Non-compliant example:
"I negotiate offers and manage contracts for clients."
Compliant example:
"Need a local agent for buying or selling? I can make an introduction through my referral network."
Non-compliant example:
"I am the best Realtor in the neighborhood."
Compliant example:
"All referral activity follows brokerage rules and Florida licensing requirements."
Non-compliant example:
"I pay anyone who sends me a lead."
The last example matters because money language gets attention fast. Referral compensation has to fit Florida rules and any other law that applies, including federal rules in some situations. Keep the public message simple. Keep the private paperwork clean.
When in doubt, think about whether the post could be clipped out of context. If it could stand alone and still sound like a full-service promise, it needs another pass.
A simple posting checklist for 2026
Before you hit publish on Nextdoor, run the post through this quick filter:
- Does it say I am a Florida licensee?
- Does it describe me as referral-only?
- Does it avoid listing, showing, negotiating, or closing language?
- Does it show my brokerage or business identity the right way?
- Would a neighbor understand that I connect people with other agents, not handle the transaction myself?
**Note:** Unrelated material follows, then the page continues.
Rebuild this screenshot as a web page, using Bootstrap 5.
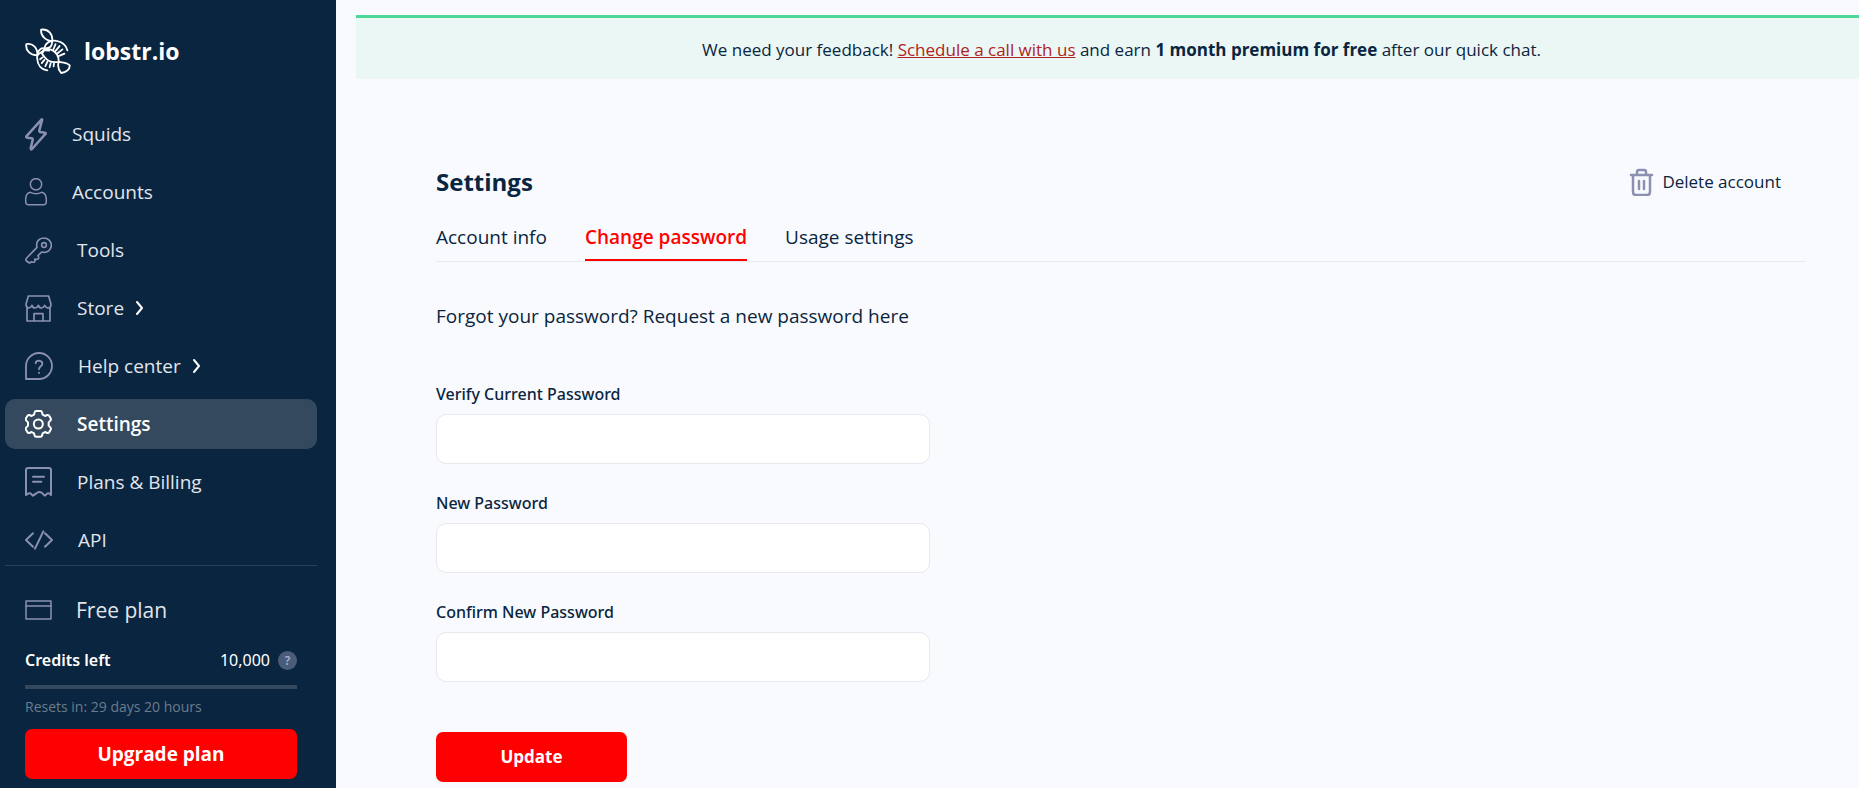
<!DOCTYPE html>
<html lang="en">
<head>
<meta charset="utf-8">
<meta name="viewport" content="width=device-width, initial-scale=1">
<title>Settings - lobstr.io</title>
<link href="https://cdn.jsdelivr.net/npm/bootstrap@5.3.0/dist/css/bootstrap.min.css" rel="stylesheet">
<style>
:root { --navy: #0a2540; --muted: #8c90b0; --line: #e7e9ee; --brand-red: #ff0000; }
body { font-family: "Open Sans", "Noto Sans", sans-serif; font-size: 19px; line-height: 24px; color: var(--navy); background: #f8fafe; }
svg { fill: none; stroke: currentColor; stroke-linecap: round; stroke-linejoin: round; flex: none; }
.side { width: 336px; background: var(--navy); color: #e1e6ec; padding: 28px 19px 8px 5px; }
.brand { font-size: 23px; font-weight: 700; color: #fff; padding-left: 20px; gap: 13px; margin-bottom: 35px; }
.side-nav { gap: 8px; border-bottom: 1px solid #29405a; }
.side-nav .nav-link { height: 50px; padding: 0 20px; gap: 25px; color: #e1e6ec; border-radius: 10px; }
.side-nav .nav-link svg, .plan svg, .trash { color: var(--muted); }
.side-nav .nav-link.active { background: #34495e; color: #fff; font-weight: 600; }
.side-nav .nav-link.active svg { color: #fff; }
.side-nav .chevron { margin-left: -13px; }
.side-nav .nav-link .chevron { color: #fff; }
.plan { padding: 30px 20px 0; }
.plan-name { font-size: 21px; gap: 24px; line-height: 28px; }
.credits, .pw-form .form-label { font-family: "Noto Sans", "Open Sans", sans-serif; font-size: 16px; }
.credits { color: #fff; margin-top: 24px; }
.help-dot { width: 19px; height: 19px; border-radius: 50%; background: #4a5d78; color: #a9b0cc; font-size: 12px; font-weight: 600; line-height: 19px; }
.credit-bar { height: 4px; border-radius: 0; margin-top: 13px; --bs-progress-bg: #34495e; }
.resets { font-size: 14px; color: #6c7c8c; line-height: 20px; margin: 8px 0 12px; }
.btn-red { --bs-btn-bg: var(--brand-red); --bs-btn-color: #fff; --bs-btn-hover-bg: #d90000; --bs-btn-hover-color: #fff; --bs-btn-border-width: 0; --bs-btn-border-radius: 7px; --bs-btn-font-size: 19px; --bs-btn-font-weight: 700; height: 50px; }
.btn-update { width: 191px; --bs-btn-font-size: 17px; }
.feedback { margin: 15px 0 0 20px; padding: 20px 0 17px 28px; border-top: 3px solid #4dd898; background: #eaf7f4; font-size: 17px; line-height: 24px; }
.feedback a { color: #b22222; }
.content { padding: 87px 53px 7px 100px; }
.content h1 { font-size: 24px; font-weight: 700; line-height: 32px; }
.delete { color: var(--navy); font-size: 17px; gap: 8px; margin-right: 25px; }
.tabs { gap: 38px; margin-top: 27px; border-bottom: 1px solid var(--line); }
.tabs .nav-link { padding: 0 0 10px; color: var(--navy); border-bottom: 2px solid transparent; }
.tabs .nav-link.active { color: var(--brand-red); font-weight: 600; border-color: var(--brand-red); }
.forgot { margin: 42px 0 54px; }
.pw-form { max-width: 494px; }
.pw-form .form-label { font-weight: 500; margin-bottom: 8px; }
.pw-form .form-control { height: 50px; border: 1px solid var(--line); border-radius: 10px; margin-bottom: 27px; }
.pw-form .btn-update { margin-top: 23px; }
</style>
</head>
<body>
<div class="d-flex min-vh-100">
  <aside class="side flex-shrink-0">
    <a href="#" class="brand d-flex align-items-center text-decoration-none">
      <svg width="46" height="46" viewBox="74 82 140 140" stroke-width="5.500"><path d="M112 164C90 167 75 150 78 131C98 127 112 142 112 164ZM157 122C138 122 121 106 123 87C145 84 159 100 157 122ZM177 185C190 188 202 187 210 196C211 207 200 217 184 219C177 210 172 197 177 185Z"/><path d="M134 146C133 130 150 117 169 121C188 124 200 136 203 150M134 146C124 139 110 150 111 174C112 195 124 209 142 211"/><path d="M112 164C120 158 130 153 134 146C143 138 155 150 157 122M137 150L148 151M126 160C130 148 142 142 154 148C167 154 177 166 177 185C160 188 143 183 134 171C130 166 127 163 126 160ZM161 146L167 131M168 151L179 137M174 158L188 147M178 167L194 160M127 172L120 177M133 179L125 189M142 185L136 198M152 189L149 201M162 190L161 199"/></svg>
      <span>lobstr.io</span>
    </a>
    <nav class="nav flex-column side-nav" aria-label="Main">
      <a href="#" class="nav-link d-flex align-items-center"><svg width="22" height="33" viewBox="75 349 66 99" stroke-width="7.500"><path d="M125 353L79 404Q78 407 82 408L95 410Q99 411 98 415L92 440Q92 445 96 442L137 396Q138 394 135 393L120 391Q117 390 118 386L126 356Q127 352 125 353Z"/></svg>Squids</a>
      <a href="#" class="nav-link d-flex align-items-center"><svg width="22" height="28" viewBox="75 534 66 84" stroke-width="4.500"><circle cx="108" cy="553" r="17"/><path d="M91 577C80 579 77 588 77 599V606Q77 614 85 614H131Q139 614 139 606V599C139 588 136 579 125 577Q108 585 91 577Z"/></svg>Accounts</a>
      <a href="#" class="nav-link d-flex align-items-center"><svg width="27" height="27" viewBox="75 47 81 81" stroke-width="5"><circle cx="132" cy="71" r="7"/><path d="M111 78C106 60 119 50 131 50C144 50 154 60 154 72C154 85 142 97 125 92L114 103C119 112 114 116 104 113C107 122 102 125 94 121C91 127 87 126 78 117Q77 113 80 110Z"/></svg>Tools</a>
      <a href="#" class="nav-link d-flex align-items-center"><svg width="27" height="27" viewBox="75 219 81 81" stroke-width="5"><path d="M85 222H146L153 247Q153 257 146 258Q138 258 134 250Q130 258 124 258Q118 258 115 250Q111 258 105 258Q99 258 96 250Q92 258 86 258Q78 257 78 247ZM81 258V297H150V258M102 297V275H129V297"/></svg>Store<svg class="chevron" width="8" height="16" viewBox="0 0 8 16" stroke-width="2"><path d="M1 2L6 8L1 14"/></svg></a>
      <a href="#" class="nav-link d-flex align-items-center"><svg width="28" height="28" viewBox="75 390 84 84" stroke-width="5.500"><path d="M78 471V431A39 39 0 1 1 117 471ZM107 424Q107 416 117 416Q127 417 127 425C127 433 117 433 117 442M117 452V453"/></svg>Help center<svg class="chevron" width="8" height="16" viewBox="0 0 8 16" stroke-width="2"><path d="M1 2L6 8L1 14"/></svg></a>
      <a href="#" class="nav-link d-flex align-items-center active" aria-current="page"><svg width="27" height="28" viewBox="74 53 81 84" stroke-width="6"><circle cx="114" cy="95" r="13.500"/><path d="M107 56H121Q124 56 125 60L127 67L134 71L141 68Q145 67 147 71L151 78Q153 82 150 85L145 90V100L150 105Q153 108 151 112L147 119Q145 123 141 122L134 119L127 123L125 130Q124 133 121 133H107Q104 133 103 130L101 123L94 119L87 122Q83 123 81 119L77 112Q75 108 78 105L83 100V90L78 85Q75 82 77 78L81 71Q83 67 87 68L94 71L101 67L103 60Q104 56 107 56Z"/></svg>Settings</a>
      <a href="#" class="nav-link d-flex align-items-center"><svg width="27" height="30" viewBox="74 224 81 90" stroke-width="6"><path d="M77 308V234Q77 227 84 227H145Q152 227 152 234V308Q146 301 142 303L133 310L124 301Q115 296 108 303L98 310L90 303Q84 301 77 308ZM98 253H131M98 268H123"/></svg>Plans &amp; Billing</a>
      <a href="#" class="nav-link d-flex align-items-center"><svg width="28" height="20" viewBox="75 410 84 60" stroke-width="6"><path d="M99 420L78 440L99 460M135 420L156 440L135 460M130 414L105 466"/></svg>API</a>
    </nav>
    <section class="plan">
      <div class="plan-name d-flex align-items-center"><svg width="27" height="20" viewBox="0 0 27 20" stroke-width="1.500"><rect x="1" y="1" width="25" height="18"/><path d="M1 6H26"/></svg>Free plan</div>
      <div class="credits d-flex align-items-center"><span class="fw-semibold me-auto">Credits left</span><span>10,000</span><span class="help-dot text-center ms-2">?</span></div>
      <div class="progress credit-bar" role="progressbar" aria-label="Credits used" aria-valuenow="0" aria-valuemin="0" aria-valuemax="100"></div>
      <p class="resets">Resets in: 29 days 20 hours</p>
      <button type="button" class="btn btn-red w-100">Upgrade plan</button>
    </section>
  </aside>
  <main class="flex-grow-1">
    <div class="feedback text-center">We need your feedback! <a href="#">Schedule a call with us</a> and earn <strong>1 month premium for free</strong> after our quick chat.</div>
    <div class="content">
      <div class="d-flex align-items-center justify-content-between">
        <h1 class="m-0">Settings</h1>
        <button type="button" class="btn delete d-flex align-items-center p-0 border-0"><svg class="trash" width="25" height="28" viewBox="0 0 25 28" stroke-width="2.500"><path d="M2 7H23M8 7V4Q8 2 10 2H15Q17 2 17 4V7M4 7V24Q4 27 7 27H18Q21 27 21 24V7M10 13V21M15 13V21"/></svg>Delete account</button>
      </div>
      <nav class="nav tabs" aria-label="Settings sections">
        <a href="#" class="nav-link">Account info</a>
        <a href="#" class="nav-link active" aria-current="page">Change password</a>
        <a href="#" class="nav-link">Usage settings</a>
      </nav>
      <p class="forgot">Forgot your password? Request a new password here</p>
      <form class="pw-form">
        <label class="form-label d-block" for="current">Verify Current Password</label>
        <input class="form-control" type="password" id="current">
        <label class="form-label d-block" for="new">New Password</label>
        <input class="form-control" type="password" id="new">
        <label class="form-label d-block" for="confirm">Confirm New Password</label>
        <input class="form-control" type="password" id="confirm">
        <button type="submit" class="btn btn-red btn-update">Update</button>
      </form>
    </div>
  </main>
</div>
<script src="https://cdn.jsdelivr.net/npm/bootstrap@5.3.0/dist/js/bootstrap.bundle.min.js"></script>
</body>
</html>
That checklist keeps the focus where it belongs. It also helps with comment replies, which are easy to rush. A quick answer in a thread can create more risk than a long planned post.
If you are building your referral business for the long run, consistency matters more than clever wording. The same message should appear in your profile, your posts, and your replies. That consistency is what makes your Nextdoor presence look professional instead of shaky.
Conclusion
Nextdoor may feel local and casual, but Florida referral rules still apply in full. The safest 2026 approach is plain language, clear license disclosure, and no hint that you are offering full-service real estate when you are not.
If you keep your posts tied to referrals, show your license status, and avoid overclaiming, your message stays clean. That protects both your reputation and your license, which is the point of being a Florida referral agent in the first place.